More grounding Qs
This may not seem like an antenna Q at first but it is.
We are doing a kitchen remodel. In so doing, electrical work is required. I was looking around the breaker box and DID NOT see a ground rod. I have all underground utilities. There is a copper wire ground going fm the metal "pipe" that encloses the electrical input to house TO a copper water pipe which goes to all water piping in house.
1. Is this a good electrical ground?
2. I am setting up antenna/s and a shack. I plan to drive a gound rod (all ready have it, just not in ground yet) very close to where my coax enters the house (thru an entrance panel). Then I will run a heavy copper wire from this rod to the main electrical ground. That is why I asked Q #1.
Fm what I read, this wire should be a # 6 or larger.
3. If I put up a tower, I will ground it seperately.
Unless the house is really old, that wire is the ground for the plumbing, put there per code. It's not the other way around, i.e. ground for the electrical. There should be a ground rod somewhere near the electrical entrance. You probably haven't found it yet.
Originally Posted by WB4CMB
The house was built in 1971. I'll continue to search for a ground rod but it's nowhere in sight. There was a room addition built over just a foot or two fm the breaker box. The pipe that contains the electrical wires coming into the house fm underground is metal. Wouldn't this provide a ground? I could call the city Building code folks and ask if a rod is required. I'm trying to think back before the room addition but that was 25 years ago, thought there was a ground rod there at one time, but can't be sure. Don't guess it would hurt to drive another rod but would be mechanically difficult as there is a patio roof over the breaker box area. I do want to do this right and be legal as to code.
I talked to the electrician and he said this is a good ground and meets code. I'm still not so sure.
1. I might drive a ground rod anyway by the electrical box altho it will be difficult physically as the patio where the breaker box is located is covered with a roof, even has a ceiling.
2. How deep must this rod be to be effective? The rod I have for putting beside my entrance panel is 8 ft, I'm assuming this is standard but it will be very difficult to drive an 8 ft rod with the ceiling there.
3. I was planning to run all coax to a metal entrance panel similar to the one sold by MFJ and then a short #6 wire to a ground rod very close to entrance panel.
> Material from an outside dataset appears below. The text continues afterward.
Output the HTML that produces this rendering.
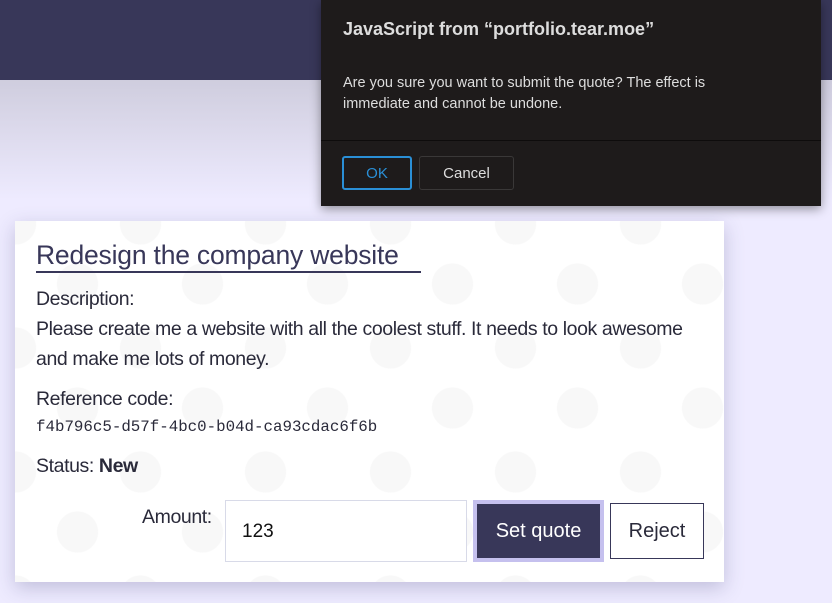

4. If a use a ground mounted tower, I would use a seperate ground and connect it to my coax ground (entrance panel)
5. I am also considering a Glen Martin roof tower. What would be the proper way to ground it as it would be a long run to the earth ground surface?
6. Another thought hit me, I should ground my solar plumbing to all this other stuff. At one time it would have been grounded thru the hot water system but I have the hot water tank plumbing disconnected from the solar, I am only using the solar for space heating, works well, BTW.
What are you trying to accomplish? RF ground, electrical ground, or lightning ground? Makes a big difference in the kind of answers you want. Just driving in single rods is not going to make much of a lightning ground, for instance, but certainly better than nothing.
If the copper water pipe is electrically continuous to an underground metal pipe with at least 10 feet of earth contact, it is allowed to be used as a grounding electrode.
If you add any grounding electrode(s) to the premises they must all be effectively bonded together.
Ground rods are almost useless. First we needed one. That was no good. Then they (NEC) upped it to two. Still crap. Now (for new construction) we need to use the re-bar in the concrete floor as an electrode. That is actually good. It's called a 'Ufer' ground.
It's a myth that just randomly grounding stuff is better than not doing it at all. Outside the NEC requirements, one needs to consider what the purpose of additional grounding systems are intended for and realize that there are specific construction requirements to make a system anything more than a waste of money.
"The best number is 73. Why? 73 is the 21st prime number. Its mirror (37) is the 12th and its mirror (21) is the product of multiplying, 7 and 3. ... In binary, 73 is a palindrome, 1001001 which backwards is 1001001."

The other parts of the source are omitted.